▶ **DATA LINES**:
::::::::::
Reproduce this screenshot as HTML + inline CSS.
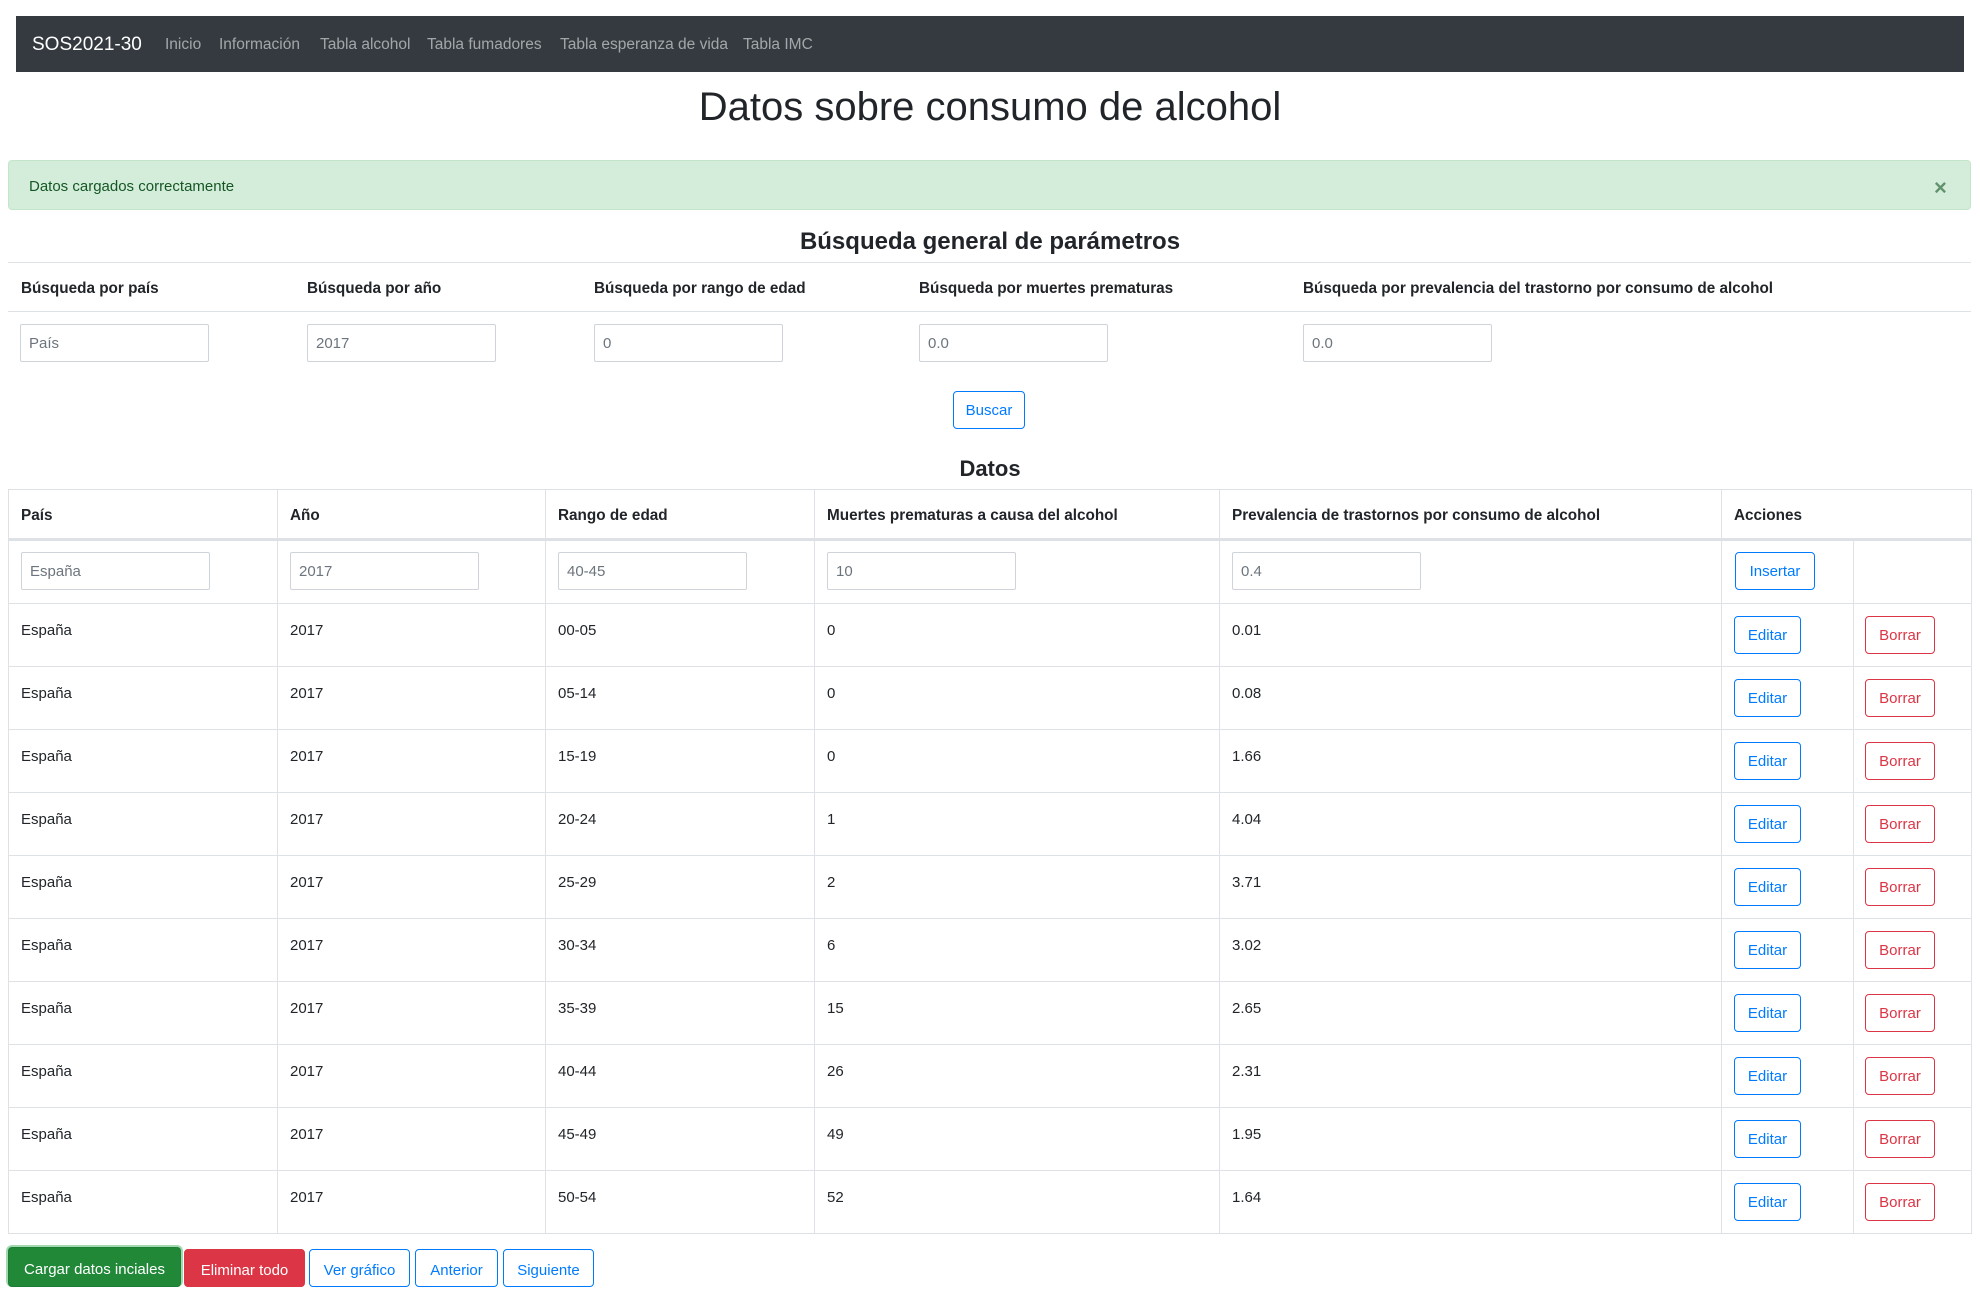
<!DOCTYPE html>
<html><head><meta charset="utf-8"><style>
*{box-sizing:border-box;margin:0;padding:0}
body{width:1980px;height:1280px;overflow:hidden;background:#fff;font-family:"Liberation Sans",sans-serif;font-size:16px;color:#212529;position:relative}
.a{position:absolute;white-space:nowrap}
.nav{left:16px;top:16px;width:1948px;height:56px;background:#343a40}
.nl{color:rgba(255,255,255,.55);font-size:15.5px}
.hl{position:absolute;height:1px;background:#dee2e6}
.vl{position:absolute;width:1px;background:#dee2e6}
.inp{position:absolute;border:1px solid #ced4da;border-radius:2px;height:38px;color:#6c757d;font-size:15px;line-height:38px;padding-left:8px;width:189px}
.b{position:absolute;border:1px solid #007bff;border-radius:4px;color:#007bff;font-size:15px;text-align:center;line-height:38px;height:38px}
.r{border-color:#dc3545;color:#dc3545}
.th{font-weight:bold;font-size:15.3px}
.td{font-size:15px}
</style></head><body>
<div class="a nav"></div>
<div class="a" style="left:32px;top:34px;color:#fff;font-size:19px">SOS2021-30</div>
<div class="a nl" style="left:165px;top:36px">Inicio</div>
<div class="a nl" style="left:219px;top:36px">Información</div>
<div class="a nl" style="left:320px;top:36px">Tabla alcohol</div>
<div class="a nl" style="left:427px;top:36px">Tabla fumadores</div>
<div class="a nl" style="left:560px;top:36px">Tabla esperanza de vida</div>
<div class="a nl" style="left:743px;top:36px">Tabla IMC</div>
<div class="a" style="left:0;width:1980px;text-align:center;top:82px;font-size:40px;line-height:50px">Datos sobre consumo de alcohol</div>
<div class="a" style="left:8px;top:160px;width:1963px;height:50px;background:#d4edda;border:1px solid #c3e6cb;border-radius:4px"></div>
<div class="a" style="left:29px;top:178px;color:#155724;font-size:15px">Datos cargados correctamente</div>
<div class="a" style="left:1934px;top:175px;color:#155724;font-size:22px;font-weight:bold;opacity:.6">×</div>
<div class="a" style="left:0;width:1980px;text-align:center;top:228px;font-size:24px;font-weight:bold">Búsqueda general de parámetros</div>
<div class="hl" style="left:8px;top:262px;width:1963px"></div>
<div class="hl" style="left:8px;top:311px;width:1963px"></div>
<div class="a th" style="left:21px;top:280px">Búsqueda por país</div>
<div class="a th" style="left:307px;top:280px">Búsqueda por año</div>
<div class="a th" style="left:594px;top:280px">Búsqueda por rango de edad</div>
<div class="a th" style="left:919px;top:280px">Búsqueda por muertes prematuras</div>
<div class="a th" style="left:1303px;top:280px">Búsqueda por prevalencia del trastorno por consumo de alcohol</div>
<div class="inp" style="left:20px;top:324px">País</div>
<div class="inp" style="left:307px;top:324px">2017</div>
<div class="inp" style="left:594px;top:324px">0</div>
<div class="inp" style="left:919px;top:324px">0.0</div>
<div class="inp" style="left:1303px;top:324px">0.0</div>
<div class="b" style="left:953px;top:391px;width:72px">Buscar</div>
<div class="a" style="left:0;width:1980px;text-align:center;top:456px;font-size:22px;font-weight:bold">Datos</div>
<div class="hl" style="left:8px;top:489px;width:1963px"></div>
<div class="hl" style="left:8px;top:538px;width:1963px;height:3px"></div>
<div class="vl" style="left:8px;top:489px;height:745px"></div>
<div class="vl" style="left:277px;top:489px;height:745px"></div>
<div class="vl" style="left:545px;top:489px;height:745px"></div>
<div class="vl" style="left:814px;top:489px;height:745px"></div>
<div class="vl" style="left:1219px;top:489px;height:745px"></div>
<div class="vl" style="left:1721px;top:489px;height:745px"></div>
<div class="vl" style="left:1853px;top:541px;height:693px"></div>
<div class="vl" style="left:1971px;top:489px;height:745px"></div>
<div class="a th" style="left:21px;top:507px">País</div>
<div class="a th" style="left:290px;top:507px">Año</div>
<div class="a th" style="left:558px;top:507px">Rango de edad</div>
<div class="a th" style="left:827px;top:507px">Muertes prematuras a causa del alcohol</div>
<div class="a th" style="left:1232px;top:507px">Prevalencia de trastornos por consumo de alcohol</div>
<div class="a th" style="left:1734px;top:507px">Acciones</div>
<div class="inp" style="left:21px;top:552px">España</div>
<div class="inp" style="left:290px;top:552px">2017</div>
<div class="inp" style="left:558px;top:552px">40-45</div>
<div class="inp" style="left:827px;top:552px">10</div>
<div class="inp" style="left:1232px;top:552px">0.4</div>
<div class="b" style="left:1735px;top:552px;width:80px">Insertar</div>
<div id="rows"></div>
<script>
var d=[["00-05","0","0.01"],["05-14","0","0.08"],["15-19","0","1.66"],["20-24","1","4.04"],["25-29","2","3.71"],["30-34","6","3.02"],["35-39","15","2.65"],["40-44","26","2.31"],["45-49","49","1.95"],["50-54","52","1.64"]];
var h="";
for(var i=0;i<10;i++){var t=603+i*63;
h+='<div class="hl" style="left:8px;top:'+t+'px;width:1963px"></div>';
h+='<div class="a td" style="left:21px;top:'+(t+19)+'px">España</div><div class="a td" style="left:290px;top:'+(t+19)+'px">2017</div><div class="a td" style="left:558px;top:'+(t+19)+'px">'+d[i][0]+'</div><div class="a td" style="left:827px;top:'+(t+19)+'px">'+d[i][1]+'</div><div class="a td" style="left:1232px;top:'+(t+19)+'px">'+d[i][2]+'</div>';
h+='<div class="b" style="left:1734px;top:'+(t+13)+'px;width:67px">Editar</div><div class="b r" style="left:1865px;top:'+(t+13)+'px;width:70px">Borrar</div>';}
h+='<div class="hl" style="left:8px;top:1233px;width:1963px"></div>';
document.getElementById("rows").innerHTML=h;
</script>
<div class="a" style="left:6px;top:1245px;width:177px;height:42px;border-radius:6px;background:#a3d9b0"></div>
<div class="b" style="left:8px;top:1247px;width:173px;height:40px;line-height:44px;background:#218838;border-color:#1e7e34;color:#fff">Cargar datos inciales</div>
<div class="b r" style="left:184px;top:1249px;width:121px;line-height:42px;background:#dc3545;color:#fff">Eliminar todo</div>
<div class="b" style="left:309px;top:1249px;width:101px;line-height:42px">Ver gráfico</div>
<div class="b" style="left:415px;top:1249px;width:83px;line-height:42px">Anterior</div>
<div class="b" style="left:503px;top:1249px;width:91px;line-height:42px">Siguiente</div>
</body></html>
::::::::::
▶ **SET EXERCISE**: Copy the listing in full and without alteration, omitting every picture.

▶ **SOLUTION TO THIS TASK**:
Reproduce this screenshot as HTML + inline CSS.
<!DOCTYPE html>
<html><head><meta charset="utf-8"><style>
*{box-sizing:border-box;margin:0;padding:0}
body{width:1980px;height:1280px;overflow:hidden;background:#fff;font-family:"Liberation Sans",sans-serif;font-size:16px;color:#212529;position:relative}
.a{position:absolute;white-space:nowrap}
.nav{left:16px;top:16px;width:1948px;height:56px;background:#343a40}
.nl{color:rgba(255,255,255,.55);font-size:15.5px}
.hl{position:absolute;height:1px;background:#dee2e6}
.vl{position:absolute;width:1px;background:#dee2e6}
.inp{position:absolute;border:1px solid #ced4da;border-radius:2px;height:38px;color:#6c757d;font-size:15px;line-height:38px;padding-left:8px;width:189px}
.b{position:absolute;border:1px solid #007bff;border-radius:4px;color:#007bff;font-size:15px;text-align:center;line-height:38px;height:38px}
.r{border-color:#dc3545;color:#dc3545}
.th{font-weight:bold;font-size:15.3px}
.td{font-size:15px}
</style></head><body>
<div class="a nav"></div>
<div class="a" style="left:32px;top:34px;color:#fff;font-size:19px">SOS2021-30</div>
<div class="a nl" style="left:165px;top:36px">Inicio</div>
<div class="a nl" style="left:219px;top:36px">Información</div>
<div class="a nl" style="left:320px;top:36px">Tabla alcohol</div>
<div class="a nl" style="left:427px;top:36px">Tabla fumadores</div>
<div class="a nl" style="left:560px;top:36px">Tabla esperanza de vida</div>
<div class="a nl" style="left:743px;top:36px">Tabla IMC</div>
<div class="a" style="left:0;width:1980px;text-align:center;top:82px;font-size:40px;line-height:50px">Datos sobre consumo de alcohol</div>
<div class="a" style="left:8px;top:160px;width:1963px;height:50px;background:#d4edda;border:1px solid #c3e6cb;border-radius:4px"></div>
<div class="a" style="left:29px;top:178px;color:#155724;font-size:15px">Datos cargados correctamente</div>
<div class="a" style="left:1934px;top:175px;color:#155724;font-size:22px;font-weight:bold;opacity:.6">×</div>
<div class="a" style="left:0;width:1980px;text-align:center;top:228px;font-size:24px;font-weight:bold">Búsqueda general de parámetros</div>
<div class="hl" style="left:8px;top:262px;width:1963px"></div>
<div class="hl" style="left:8px;top:311px;width:1963px"></div>
<div class="a th" style="left:21px;top:280px">Búsqueda por país</div>
<div class="a th" style="left:307px;top:280px">Búsqueda por año</div>
<div class="a th" style="left:594px;top:280px">Búsqueda por rango de edad</div>
<div class="a th" style="left:919px;top:280px">Búsqueda por muertes prematuras</div>
<div class="a th" style="left:1303px;top:280px">Búsqueda por prevalencia del trastorno por consumo de alcohol</div>
<div class="inp" style="left:20px;top:324px">País</div>
<div class="inp" style="left:307px;top:324px">2017</div>
<div class="inp" style="left:594px;top:324px">0</div>
<div class="inp" style="left:919px;top:324px">0.0</div>
<div class="inp" style="left:1303px;top:324px">0.0</div>
<div class="b" style="left:953px;top:391px;width:72px">Buscar</div>
<div class="a" style="left:0;width:1980px;text-align:center;top:456px;font-size:22px;font-weight:bold">Datos</div>
<div class="hl" style="left:8px;top:489px;width:1963px"></div>
<div class="hl" style="left:8px;top:538px;width:1963px;height:3px"></div>
<div class="vl" style="left:8px;top:489px;height:745px"></div>
<div class="vl" style="left:277px;top:489px;height:745px"></div>
<div class="vl" style="left:545px;top:489px;height:745px"></div>
<div class="vl" style="left:814px;top:489px;height:745px"></div>
<div class="vl" style="left:1219px;top:489px;height:745px"></div>
<div class="vl" style="left:1721px;top:489px;height:745px"></div>
<div class="vl" style="left:1853px;top:541px;height:693px"></div>
<div class="vl" style="left:1971px;top:489px;height:745px"></div>
<div class="a th" style="left:21px;top:507px">País</div>
<div class="a th" style="left:290px;top:507px">Año</div>
<div class="a th" style="left:558px;top:507px">Rango de edad</div>
<div class="a th" style="left:827px;top:507px">Muertes prematuras a causa del alcohol</div>
<div class="a th" style="left:1232px;top:507px">Prevalencia de trastornos por consumo de alcohol</div>
<div class="a th" style="left:1734px;top:507px">Acciones</div>
<div class="inp" style="left:21px;top:552px">España</div>
<div class="inp" style="left:290px;top:552px">2017</div>
<div class="inp" style="left:558px;top:552px">40-45</div>
<div class="inp" style="left:827px;top:552px">10</div>
<div class="inp" style="left:1232px;top:552px">0.4</div>
<div class="b" style="left:1735px;top:552px;width:80px">Insertar</div>
<div id="rows"></div>
<script>
var d=[["00-05","0","0.01"],["05-14","0","0.08"],["15-19","0","1.66"],["20-24","1","4.04"],["25-29","2","3.71"],["30-34","6","3.02"],["35-39","15","2.65"],["40-44","26","2.31"],["45-49","49","1.95"],["50-54","52","1.64"]];
var h="";
for(var i=0;i<10;i++){var t=603+i*63;
h+='<div class="hl" style="left:8px;top:'+t+'px;width:1963px"></div>';
h+='<div class="a td" style="left:21px;top:'+(t+19)+'px">España</div><div class="a td" style="left:290px;top:'+(t+19)+'px">2017</div><div class="a td" style="left:558px;top:'+(t+19)+'px">'+d[i][0]+'</div><div class="a td" style="left:827px;top:'+(t+19)+'px">'+d[i][1]+'</div><div class="a td" style="left:1232px;top:'+(t+19)+'px">'+d[i][2]+'</div>';
h+='<div class="b" style="left:1734px;top:'+(t+13)+'px;width:67px">Editar</div><div class="b r" style="left:1865px;top:'+(t+13)+'px;width:70px">Borrar</div>';}
h+='<div class="hl" style="left:8px;top:1233px;width:1963px"></div>';
document.getElementById("rows").innerHTML=h;
</script>
<div class="a" style="left:6px;top:1245px;width:177px;height:42px;border-radius:6px;background:#a3d9b0"></div>
<div class="b" style="left:8px;top:1247px;width:173px;height:40px;line-height:44px;background:#218838;border-color:#1e7e34;color:#fff">Cargar datos inciales</div>
<div class="b r" style="left:184px;top:1249px;width:121px;line-height:42px;background:#dc3545;color:#fff">Eliminar todo</div>
<div class="b" style="left:309px;top:1249px;width:101px;line-height:42px">Ver gráfico</div>
<div class="b" style="left:415px;top:1249px;width:83px;line-height:42px">Anterior</div>
<div class="b" style="left:503px;top:1249px;width:91px;line-height:42px">Siguiente</div>
</body></html>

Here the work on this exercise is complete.